Look, I’m not just picking on us, it’s part of the culture in which we live these days. I think that the people out there are going to begin to make judgments about us if we don’t begin to temper that temptation to constantly try to get ahead of what the voters are deciding, in many cases, as we learned in New Hampshire when they went into the polling booth today or in the last three days. They were making decisions very late.

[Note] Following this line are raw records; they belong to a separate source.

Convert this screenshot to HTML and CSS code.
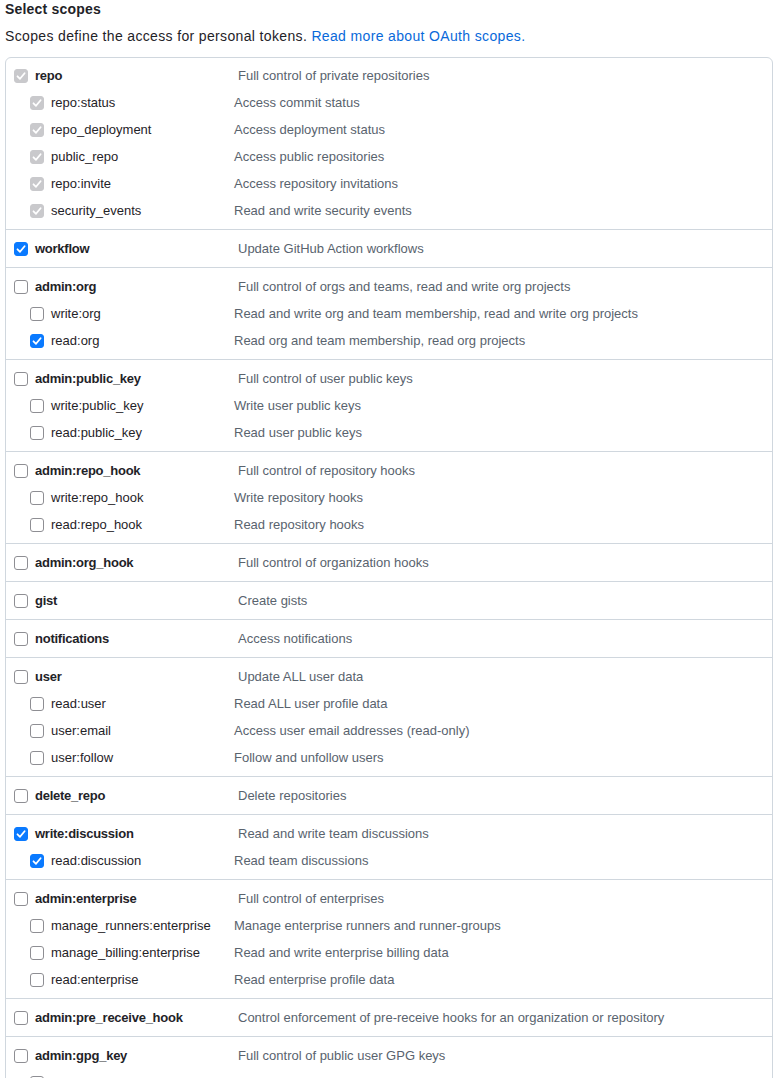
FILE: index.html
```html
<!DOCTYPE html>
<html lang="en">
<head>
<meta charset="utf-8">
<title>Select scopes</title>
<link rel="stylesheet" href="styles.css">
</head>
<body>
<div class="page">
  <h3 class="title">Select scopes</h3>
  <p class="lead">Scopes define the access for personal tokens. <a href="#" class="link">Read more about OAuth scopes.</a></p>

  <div class="scopes">
    <div class="group">
      <div class="scope parent"><label><span class="cb disabled"><svg viewBox="0 0 14 14"><path d="M3.5 7.3 L6 9.8 L10.6 4.2"/></svg></span>repo</label><span class="desc">Full control of private repositories</span></div>
      <div class="scope child"><label><span class="cb disabled"><svg viewBox="0 0 14 14"><path d="M3.5 7.3 L6 9.8 L10.6 4.2"/></svg></span>repo:status</label><span class="desc">Access commit status</span></div>
      <div class="scope child"><label><span class="cb disabled"><svg viewBox="0 0 14 14"><path d="M3.5 7.3 L6 9.8 L10.6 4.2"/></svg></span>repo_deployment</label><span class="desc">Access deployment status</span></div>
      <div class="scope child"><label><span class="cb disabled"><svg viewBox="0 0 14 14"><path d="M3.5 7.3 L6 9.8 L10.6 4.2"/></svg></span>public_repo</label><span class="desc">Access public repositories</span></div>
      <div class="scope child"><label><span class="cb disabled"><svg viewBox="0 0 14 14"><path d="M3.5 7.3 L6 9.8 L10.6 4.2"/></svg></span>repo:invite</label><span class="desc">Access repository invitations</span></div>
      <div class="scope child"><label><span class="cb disabled"><svg viewBox="0 0 14 14"><path d="M3.5 7.3 L6 9.8 L10.6 4.2"/></svg></span>security_events</label><span class="desc">Read and write security events</span></div>
    </div>

    <div class="group">
      <div class="scope parent"><label><span class="cb checked"><svg viewBox="0 0 14 14"><path d="M3.5 7.3 L6 9.8 L10.6 4.2"/></svg></span>workflow</label><span class="desc">Update GitHub Action workflows</span></div>
    </div>

    <div class="group">
      <div class="scope parent"><label><span class="cb"></span>admin:org</label><span class="desc">Full control of orgs and teams, read and write org projects</span></div>
      <div class="scope child"><label><span class="cb"></span>write:org</label><span class="desc">Read and write org and team membership, read and write org projects</span></div>
      <div class="scope child"><label><span class="cb checked"><svg viewBox="0 0 14 14"><path d="M3.5 7.3 L6 9.8 L10.6 4.2"/></svg></span>read:org</label><span class="desc">Read org and team membership, read org projects</span></div>
    </div>

    <div class="group">
      <div class="scope parent"><label><span class="cb"></span>admin:public_key</label><span class="desc">Full control of user public keys</span></div>
      <div class="scope child"><label><span class="cb"></span>write:public_key</label><span class="desc">Write user public keys</span></div>
      <div class="scope child"><label><span class="cb"></span>read:public_key</label><span class="desc">Read user public keys</span></div>
    </div>

    <div class="group">
      <div class="scope parent"><label><span class="cb"></span>admin:repo_hook</label><span class="desc">Full control of repository hooks</span></div>
      <div class="scope child"><label><span class="cb"></span>write:repo_hook</label><span class="desc">Write repository hooks</span></div>
      <div class="scope child"><label><span class="cb"></span>read:repo_hook</label><span class="desc">Read repository hooks</span></div>
    </div>

    <div class="group">
      <div class="scope parent"><label><span class="cb"></span>admin:org_hook</label><span class="desc">Full control of organization hooks</span></div>
    </div>

    <div class="group">
      <div class="scope parent"><label><span class="cb"></span>gist</label><span class="desc">Create gists</span></div>
    </div>

    <div class="group">
      <div class="scope parent"><label><span class="cb"></span>notifications</label><span class="desc">Access notifications</span></div>
    </div>

    <div class="group">
      <div class="scope parent"><label><span class="cb"></span>user</label><span class="desc">Update ALL user data</span></div>
      <div class="scope child"><label><span class="cb"></span>read:user</label><span class="desc">Read ALL user profile data</span></div>
      <div class="scope child"><label><span class="cb"></span>user:email</label><span class="desc">Access user email addresses (read-only)</span></div>
      <div class="scope child"><label><span class="cb"></span>user:follow</label><span class="desc">Follow and unfollow users</span></div>
    </div>

    <div class="group">
      <div class="scope parent"><label><span class="cb"></span>delete_repo</label><span class="desc">Delete repositories</span></div>
    </div>

    <div class="group">
      <div class="scope parent"><label><span class="cb checked"><svg viewBox="0 0 14 14"><path d="M3.5 7.3 L6 9.8 L10.6 4.2"/></svg></span>write:discussion</label><span class="desc">Read and write team discussions</span></div>
      <div class="scope child"><label><span class="cb checked"><svg viewBox="0 0 14 14"><path d="M3.5 7.3 L6 9.8 L10.6 4.2"/></svg></span>read:discussion</label><span class="desc">Read team discussions</span></div>
    </div>

    <div class="group">
      <div class="scope parent"><label><span class="cb"></span>admin:enterprise</label><span class="desc">Full control of enterprises</span></div>
      <div class="scope child"><label><span class="cb"></span>manage_runners:enterprise</label><span class="desc">Manage enterprise runners and runner-groups</span></div>
      <div class="scope child"><label><span class="cb"></span>manage_billing:enterprise</label><span class="desc">Read and write enterprise billing data</span></div>
      <div class="scope child"><label><span class="cb"></span>read:enterprise</label><span class="desc">Read enterprise profile data</span></div>
    </div>

    <div class="group">
      <div class="scope parent"><label><span class="cb"></span>admin:pre_receive_hook</label><span class="desc">Control enforcement of pre-receive hooks for an organization or repository</span></div>
    </div>

    <div class="group">
      <div class="scope parent"><label><span class="cb"></span>admin:gpg_key</label><span class="desc">Full control of public user GPG keys</span></div>
      <div class="scope child"><label><span class="cb"></span>write:gpg_key</label><span class="desc">Write public user GPG keys</span></div>
    </div>
  </div>
</div>
</body>
</html>
```

FILE: styles.css
```css
html, body {
  margin: 0;
  padding: 0;
  background: #ffffff;
}

body {
  font-family: "Liberation Sans", Arial, sans-serif;
  color: #1f2328;
}

.page {
  padding: 0 6px 0 5px;
}

.title {
  margin: 0;
  padding-top: 1px;
  font-size: 14px;
  line-height: 17px;
  font-weight: 700;
  letter-spacing: 0.2px;
  color: #1f2328;
}

.lead {
  margin: 10px 0 0;
  font-size: 14px;
  line-height: 17px;
  letter-spacing: 0.35px;
  color: #1f2328;
}

.link {
  color: #0969da;
  text-decoration: none;
}

.scopes {
  margin-top: 12px;
  border: 1px solid #d0d7de;
  border-radius: 6px;
}

.group {
  padding: 4px 0 6px;
  border-top: 1px solid #d0d7de;
}

.group:first-child {
  padding-top: 3px;
  border-top: none;
}

.scope {
  display: grid;
  align-items: center;
  box-sizing: border-box;
  height: 27px;
  padding-top: 2px;
  font-size: 13px;
}

.scope.parent {
  grid-template-columns: 224px 1fr;
  padding-left: 8px;
}

.scope.child {
  grid-template-columns: 204px 1fr;
  padding-left: 24px;
}

.scope label {
  display: flex;
  align-items: center;
  gap: 7px;
  color: #1f2328;
  white-space: nowrap;
}

.scope.parent label {
  font-weight: 700;
  letter-spacing: -0.25px;
}

.desc {
  color: #59636e;
  white-space: nowrap;
}

.cb {
  flex: none;
  box-sizing: border-box;
  width: 14px;
  height: 14px;
  border: 1px solid #8e8e93;
  border-radius: 3px;
  background: #ffffff;
  display: inline-flex;
}

.cb svg {
  width: 14px;
  height: 14px;
  margin: -1px;
}

.cb svg path {
  fill: none;
  stroke: #ffffff;
  stroke-width: 1.8;
  stroke-linecap: round;
  stroke-linejoin: round;
}

.cb.checked {
  background: #0a7aff;
  border-color: #0a7aff;
}

.cb.disabled {
  background: #c9c9cc;
  border-color: #c9c9cc;
}
```
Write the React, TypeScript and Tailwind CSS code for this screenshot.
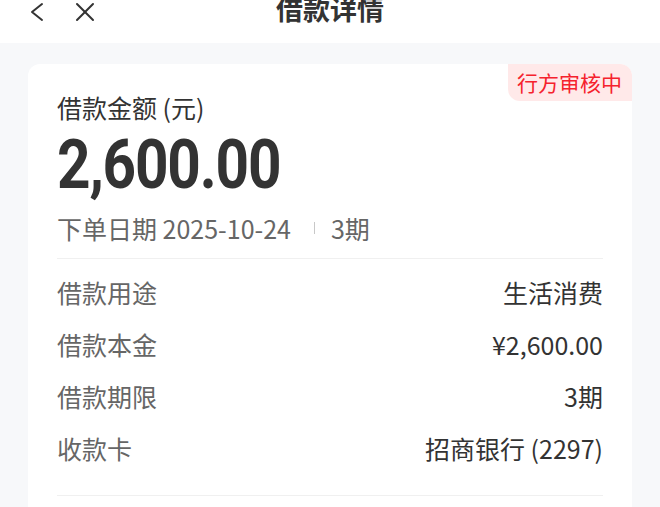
const rows = [
  { label: "借款用途", value: "生活消费" },
  { label: "借款本金", value: "¥2,600.00" },
  { label: "借款期限", value: "3期" },
  { label: "收款卡", value: "招商银行 (2297)" },
];

const cjk = { fontFamily: '"Noto Sans CJK SC", "Noto Sans", sans-serif' };

export default function App() {
  return (
    <div className="w-[660px] h-[507px] overflow-hidden bg-[#f7f8fa]" style={cjk}>
      {/* Header */}
      <header className="h-[43px] bg-white">
        <div className="relative h-[23px] flex items-center pl-[28px] text-[#333]">
          <svg width="18" height="20" viewBox="0 0 18 20" fill="none" stroke="#333" strokeWidth="2" strokeLinecap="round" strokeLinejoin="round">
            <polyline points="14,2 4,10 14,18" />
          </svg>
          <svg className="ml-[29px]" width="20" height="20" viewBox="0 0 20 20" fill="none" stroke="#333" strokeWidth="2" strokeLinecap="round">
            <line x1="2" y1="2" x2="18" y2="18" />
            <line x1="18" y1="2" x2="2" y2="18" />
          </svg>
          <h1 className="absolute left-0 right-0 text-center text-[27px] font-bold leading-none -mt-[6px] pointer-events-none">
            借款详情
          </h1>
        </div>
      </header>

      {/* Card */}
      <div className="pt-[21px] pl-[28px] pr-[28px]">
        <div className="relative bg-white rounded-[12px] px-[29px] pt-[26px]">
          <span className="absolute top-0 right-0 h-[37px] pl-[9px] pr-[10px] flex items-center bg-[#ffe9e9] text-[#f5222d] text-[21px] rounded-tr-[12px] rounded-bl-[12px]">
            行方审核中
          </span>

          <div className="text-[25px] leading-[34px] text-[#333]">借款金额 (元)</div>
          <div
            className="mt-[6px] inline-block origin-left scale-x-[0.86] text-[68px] font-bold leading-[70px] text-[#333] tracking-[-0.02em]"
            style={{ fontFamily: 'Roboto, "Noto Sans", sans-serif' }}
          >
            2,600.00
          </div>
          <div className="mt-[11px] flex items-center text-[25px] leading-[34px] text-[#666]">
            <span>下单日期 2025-10-24</span>
            <span className="ml-[23px] mr-[16px] w-px h-[12px] bg-[#c8c8c8]" />
            <span>3期</span>
          </div>

          <div className="mt-[13px] border-t border-[#f0f0f0] pt-[8px] pb-[20px] flex flex-col">
            {rows.map((r) => (
              <div key={r.label} className="h-[52px] flex items-center justify-between text-[25px]">
                <span className="text-[#666]">{r.label}</span>
                <span className="text-[#333]">{r.value}</span>
              </div>
            ))}
          </div>
          <div className="border-t border-[#f0f0f0] h-[40px]" />
        </div>
      </div>
    </div>
  );
}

The voters may well have said "Shut the hell up and stop stampeding this process." Having campaign-hardened, sometimes-beaten, victorious candidates is a good thing. John Kerry had the crown put on his head and it turned out he had a glass jaw. I hope that Iowa and New Hampshire now cancel each other out, and that we move into the other states tuning out the superficialities and focused on the actual issues that ought to matter.

A boy can dream, no?

UPDATE: Just to shake it up, I also mostly endorse the sentiments of my pal thereisnospoon. I still find John Edwards the man I'd most like to see in the White House, and I still think that Clinton is the least acceptable nominee remaining, for reasons I'll get into tomorrow. But OK, now we get to see who can get down into the dirt, inspire, do the hard work, and win.